When did I stop loving the things I used to?

You'll have to make do with this for now Pat

There’s a picture in my baby book that is probably one of my favorite pictures of me. I’m eight months old and I’m sitting at a little white plastic table in a little kid chair. My hair is curly and I have a crayon in my hand. The caption my mother wrote next to the picture reads “your love affair with crafts began at eight months and went on and on and on…”

I’ve always loved that picture because I thought it so completely captured me, who I was then and who I’ve always been. I’ve been drawing longer than I’ve been walking, and just about as long as I’ve been talking. A lot of things have changed about me in 23 years but I’ve always been an artist.

For the first time in my life I’m questioning that.
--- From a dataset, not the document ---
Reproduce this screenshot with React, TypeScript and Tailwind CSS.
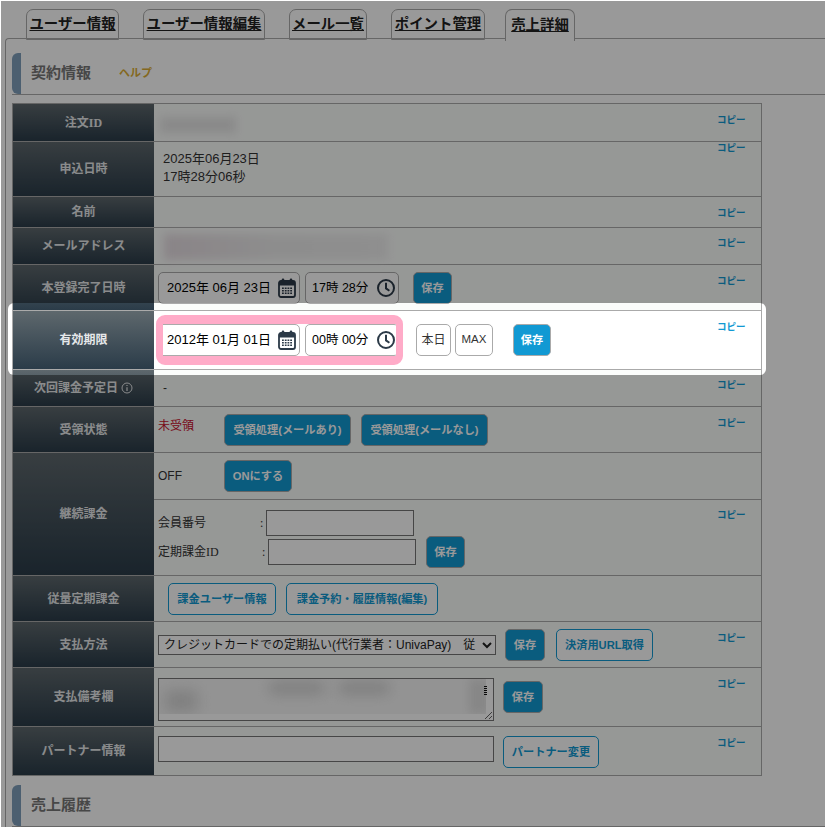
import React from "react";

const sans = "font-['Liberation_Sans','Noto_Sans_CJK_JP',sans-serif]";
const serif = "font-['Liberation_Serif','Noto_Sans_CJK_JP',serif]";

const tabs = [
  { label: "ユーザー情報", width: "w-[93px]" },
  { label: "ユーザー情報編集", width: "w-[122px]" },
  { label: "メール一覧", width: "w-[78px]" },
  { label: "ポイント管理", width: "w-[94px]" },
];

function CalendarIcon() {
  return (
    <svg width="18" height="20" viewBox="0 0 18 20" className="shrink-0">
      <rect x="1" y="3" width="16" height="16" rx="2" fill="none" stroke="#2c3a48" strokeWidth="1.8" />
      <rect x="1" y="3" width="16" height="4.5" fill="#2c3a48" />
      <rect x="3.8" y="0.5" width="2.4" height="4.5" rx="1" fill="#2c3a48" />
      <rect x="11.8" y="0.5" width="2.4" height="4.5" rx="1" fill="#2c3a48" />
      <path d="M4 9.5h1.8v1.5H4zM6.8 9.5h1.8v1.5H6.8zM9.5 9.5h1.8v1.5H9.5zM12.2 9.5H14v1.5h-1.8zM4 12h1.8v1.5H4zM6.8 12h1.8v1.5H6.8zM9.5 12h1.8v1.5H9.5zM12.2 12H14v1.5h-1.8zM4 14.5h1.8V16H4zM6.8 14.5h1.8V16H6.8zM9.5 14.5h1.8V16H9.5zM12.2 14.5H14V16h-1.8z" fill="#2c3a48" />
    </svg>
  );
}

function ClockIcon() {
  return (
    <svg width="18" height="18" viewBox="0 0 18 18" className="shrink-0">
      <circle cx="9" cy="9" r="8" fill="none" stroke="#2c3a48" strokeWidth="2" />
      <path d="M9 3.8V9.4l3.4 2.4" fill="none" stroke="#2c3a48" strokeWidth="2" />
    </svg>
  );
}

function DateInput({ text }: { text: string }) {
  return (
    <div className="flex h-[32px] w-[142px] items-center justify-between rounded-[5px] border border-[#aaa] bg-white pl-[8px] pr-[3px] text-[13px] text-black">
      <span className="whitespace-pre">{text}</span>
      <CalendarIcon />
    </div>
  );
}

function TimeInput({ text }: { text: string }) {
  return (
    <div className="flex h-[32px] w-[94px] items-center justify-between rounded-[5px] border border-[#aaa] bg-white pl-[6px] pr-[3px] text-[12.5px] text-black">
      <span className="whitespace-pre">{text}</span>
      <ClockIcon />
    </div>
  );
}

function Filled({ children, className = "" }: { children: React.ReactNode; className?: string }) {
  return (
    <button className={`flex h-[32px] shrink-0 items-center justify-center rounded-[5px] border border-[#aaa] bg-[#1199d3] text-[11.2px] font-bold text-white ${className}`}>
      {children}
    </button>
  );
}

function Outline({ children, className = "" }: { children: React.ReactNode; className?: string }) {
  return (
    <button className={`flex h-[32px] shrink-0 items-center justify-center rounded-[5px] border border-[#1199d3] bg-white text-[11.2px] font-bold text-[#1199d3] ${className}`}>
      {children}
    </button>
  );
}

function Copy({ className = "" }: { className?: string }) {
  return (
    <div className={`w-[44px] shrink-0 text-[9.5px] font-bold leading-[10px] text-[#1199d3] ${className}`}>コピー</div>
  );
}

function Row({
  label,
  heightClass,
  copyClass,
  bodyClass = "",
  children,
  white = false,
}: {
  label: React.ReactNode;
  heightClass: string;
  copyClass?: string;
  bodyClass?: string;
  children?: React.ReactNode;
  white?: boolean;
}) {
  return (
    <div className={`flex border-b border-[#aaa] ${heightClass} ${white ? "bg-white" : "bg-[#fbfdfb]"}`}>
      <div className={`flex w-[141px] shrink-0 items-center justify-center bg-gradient-to-b from-[#5e686d] to-[#2b3c49] text-[12px] font-bold text-[#e6e8ea] ${serif}`}>
        {label}
      </div>
      <div className={`min-w-0 flex-1 ${bodyClass}`}>{children}</div>
      {copyClass && <Copy className={copyClass} />}
    </div>
  );
}

function SectionHead({ title, help }: { title: string; help?: boolean }) {
  return (
    <div className="flex h-[42px] items-center border-b border-[#aaa]">
      <div className="h-full w-[9px] rounded-l-md bg-[#7f9fbb]" />
      <div className="ml-[10px] text-[15px] font-bold text-[#777]">{title}</div>
      {help && <div className="ml-[28px] text-[11px] font-bold text-[#dcae34]">ヘルプ</div>}
    </div>
  );
}

export default function App() {
  return (
    <div className={`relative h-[827px] w-[825px] overflow-hidden bg-white text-[12px] text-[#333] ${sans}`}>
      <div className="flex items-start gap-[24px] pl-[26px] pt-[9px]">
        {tabs.map((tab) => (
          <div key={tab.label} className={`relative z-[1] flex h-[31px] items-center justify-center whitespace-nowrap rounded-t-[7px] border border-[#aaa] text-[14.4px] font-bold text-[#222] underline ${tab.width}`}>
            {tab.label}
          </div>
        ))}
        <div className="relative z-10 -mb-[1px] -ml-[4px] flex h-[32px] w-[70px] items-center justify-center rounded-t-[7px] border border-b-0 border-[#aaa] bg-white text-[14.4px] font-bold text-[#222] underline">
          売上詳細
        </div>
      </div>

      <div className="relative ml-[5px] -mt-[2px] rounded-tl-[4px] border-l border-t border-[#aaa] pl-[6px] pt-[14px]">
        <SectionHead title="契約情報" help />

        <div className="mt-[8px] w-[750px] border-l border-r border-t border-[#aaa]">
          <Row label="注文ID" heightClass="h-[38px]" copyClass="pt-[11px]">
            <div className="ml-[6px] mt-[13px] h-[16px] w-[76px] bg-[#e6e6e6] blur-[4px]" />
          </Row>
          <Row label="申込日時" heightClass="h-[55px]" copyClass="pt-[1px]" bodyClass="pl-[9px] pt-[8px] text-[13px] leading-[18px]">
            <div>2025年06月23日</div>
            <div>17時28分06秒</div>
          </Row>
          <Row label="名前" heightClass="h-[31px]" copyClass="pt-[11px]" />
          <Row label="メールアドレス" heightClass="h-[37px]" copyClass="pt-[10px]">
            <div className="ml-[10px] mt-[6px] h-[26px] w-[224px] bg-gradient-to-r from-[#e6dde2] via-[#ececec] to-[#eeeeee] blur-[4px]" />
          </Row>
          <Row label="本登録完了日時" heightClass="h-[46px]" copyClass="pt-[11px]" bodyClass="flex pl-[4px] pt-[7px]">
            <DateInput text="2025年 06月 23日" />
            <div className="ml-[5px]"><TimeInput text="17時 28分" /></div>
            <Filled className="ml-[14px] w-[39px]">保存</Filled>
          </Row>
          <Row label="有効期限" heightClass="h-[59px]" copyClass="pt-[11px]" bodyClass="relative flex pl-[4px] pt-[13px]" white>
            <DateInput text="2012年 01月 01日" />
            <div className="ml-[5px]"><TimeInput text="00時 00分" /></div>
            <div className="ml-[17px] flex h-[32px] w-[35px] items-center justify-center rounded-[5px] border border-[#aaa] bg-white text-[#333]">本日</div>
            <div className="ml-[4px] flex h-[32px] w-[38px] items-center justify-center rounded-[5px] border border-[#aaa] bg-white text-[11.5px] text-[#333]">MAX</div>
            <Filled className="ml-[20px] w-[38px]">保存</Filled>
            {/* pink marker drawn over the date and time inputs */}
            <div className="pointer-events-none absolute left-[2px] top-[4px] h-[50px] w-[247px] rounded-[9px] border-[7px] border-t-[9px] border-b-[9px] border-[#ffabc8]" />
          </Row>
          <Row
            label={
              <span className="flex items-center gap-[3px]">
                次回課金予定日
                <svg width="12" height="12" viewBox="0 0 12 12">
                  <circle cx="6" cy="6" r="5" fill="none" stroke="currentColor" strokeWidth="1" />
                  <path d="M6 5.2V9M6 3v1.1" stroke="currentColor" strokeWidth="1.2" />
                </svg>
              </span>
            }
            heightClass="h-[37px]"
            copyClass="pt-[10px]"
            bodyClass="pl-[9px] pt-[9px]"
          >
            -
          </Row>
          <Row label="受領状態" heightClass="h-[46px]" copyClass="pt-[11px]" bodyClass="flex pl-[4px] pt-[7px]">
            <div className="w-[66px] pt-[3px] text-[#c8102e]">未受領</div>
            <Filled className="w-[127px]">受領処理(メールあり)</Filled>
            <Filled className="ml-[10px] w-[127px]">受領処理(メールなし)</Filled>
          </Row>
          <Row label="継続課金" heightClass="h-[123px]" bodyClass="flex flex-col">
            <div className="flex h-[47px] border-b border-[#aaa] pl-[4px] pt-[7px]">
              <div className="w-[66px] pt-[7px]">OFF</div>
              <Filled className="w-[68px]">ONにする</Filled>
            </div>
            <div className="flex flex-1">
              <div className={`flex-1 pl-[4px] pt-[9px] ${serif}`}>
                <div className="flex h-[27px] items-center">
                  <span className="w-[102px]">会員番号</span>
                  <span className="w-[6px]">:</span>
                  <div className="h-[26px] w-[148px] border border-[#767676] bg-white" />
                </div>
                <div className="flex h-[32px] items-center">
                  <span className="w-[104px]">定期課金ID</span>
                  <span className="w-[6px]">:</span>
                  <div className="h-[26px] w-[148px] border border-[#767676] bg-white" />
                  <Filled className="ml-[10px] w-[39px]">保存</Filled>
                </div>
              </div>
              <Copy className="pt-[10px]" />
            </div>
          </Row>
          <Row label="従量定期課金" heightClass="h-[46px]" bodyClass="flex pl-[14px] pt-[7px]">
            <Outline className="w-[108px]">課金ユーザー情報</Outline>
            <Outline className="ml-[10px] w-[152px]">課金予約・履歴情報(編集)</Outline>
          </Row>
          <Row label="支払方法" heightClass="h-[46px]" copyClass="pt-[11px]" bodyClass="flex pl-[4px] pt-[7px]">
            <select className="mt-[6px] h-[20px] w-[338px] border border-[#767676] bg-white pl-[1px] text-[12px] text-[#222]" defaultValue="a">
              <option value="a">クレジットカードでの定期払い(代行業者：UnivaPay)　従</option>
            </select>
            <Filled className="ml-[9px] w-[40px]">保存</Filled>
            <Outline className="ml-[11px] w-[97px]">決済用URL取得</Outline>
          </Row>
          <Row label="支払備考欄" heightClass="h-[59px]" copyClass="pt-[11px]" bodyClass="flex pl-[4px] pt-[10px]">
            <div className="relative h-[43px] w-[336px]">
              <textarea readOnly className="block h-[43px] w-[336px] border border-[#767676] bg-white" />
              {/* blurred note text, sits on the textarea */}
              <div className="pointer-events-none absolute left-[1px] top-[1px] h-[35px] w-[327px] overflow-hidden bg-[#f6f6f6]">
                <div className="absolute left-[6px] top-[12px] h-[20px] w-[32px] bg-[#d0d0d0] blur-[8px]" />
                <div className="absolute left-[110px] top-[3px] h-[12px] w-[55px] bg-[#d0d0d0] blur-[7px]" />
                <div className="absolute left-[180px] top-[3px] h-[12px] w-[50px] bg-[#d0d0d0] blur-[7px]" />
                <div className="absolute left-[310px] top-0 h-[35px] w-[20px] bg-[#e0e0e0] blur-[5px]" />
              </div>
              <div className="absolute right-[7px] top-[8px] h-[9px] w-[3px] bg-[repeating-linear-gradient(#111_0,#111_1px,transparent_1px,transparent_2px)]" />
            </div>
            <Filled className="ml-[9px] mt-[3px] w-[40px]">保存</Filled>
          </Row>
          <Row label="パートナー情報" heightClass="h-[49px]" copyClass="pt-[11px]" bodyClass="flex pl-[4px] pt-[9px]">
            <div className="h-[26px] w-[336px] border border-[#767676] bg-white" />
            <Outline className="ml-[9px] w-[96px]">パートナー変更</Outline>
          </Row>
        </div>

        <div className="mt-[9px]">
          <SectionHead title="売上履歴" />
        </div>
      </div>

      {/* dim layer: one big shadow round the spotlight box */}
      <div className="pointer-events-none absolute bottom-0 left-px right-0 top-px z-20 overflow-hidden">
        <div className="absolute left-[7px] top-[302px] h-[72px] w-[758px] rounded-[6px] shadow-[0_0_0_2000px_rgba(0,0,0,0.4)]" />
      </div>
    </div>
  );
}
I haven’t picked up a paintbrush or drawing pencil in 3 years. When I packed up my room to move I left the box with all my art supplies and my easel behind. I told myself I just didn’t have room but the truth is I don’t feel like making room. When the art draught started I blamed it on the mess at UCFV. The experience I had during my last semester had just been so stressful, so soul crushing that I wanted to leave everything about it behind, including all art related activities. I embraced the identity of the academic whole heartedly, blissfully setting aside my conte crayons and prismacolours in favour of McLuhan and Marx and Bourdieu and forgot about the artist that had lived there for 20 years.

I can’t blame UCFV anymore. That story is long since over but I’m left wondering where the intense need to paint and draw or just scribble has gone and if I’ll ever get it back. I did bring my portfolio with me to Burnaby. Looking through it, I remember the girl who created these things, the girl who spent nearly 20 hours painting individual stitches to depict a pair of wool kilt socks, the same one who’s head was filled with so many images it was always a matter of just choosing one.

I can’t draw anymore. The ability is still there yes but when I open my old, long neglected sketchbook, pen in hand, I am met with apathy and frustration. The blank pages that used to be filled with promise are now just empty.

When did drawing stop being cathartic? When did I stop turning to my expensive box of fancy crayons whenever I was in a bad mood? And how do I start loving it again?

1 Comments:

Blogger MrScaryMuffin said...

Out with the old and in the with new. Just doodle and forget about things pleasing you (say "screw it") it's time for you to develop a new style that can encorporate all that you feel. Something like the past but also with you now.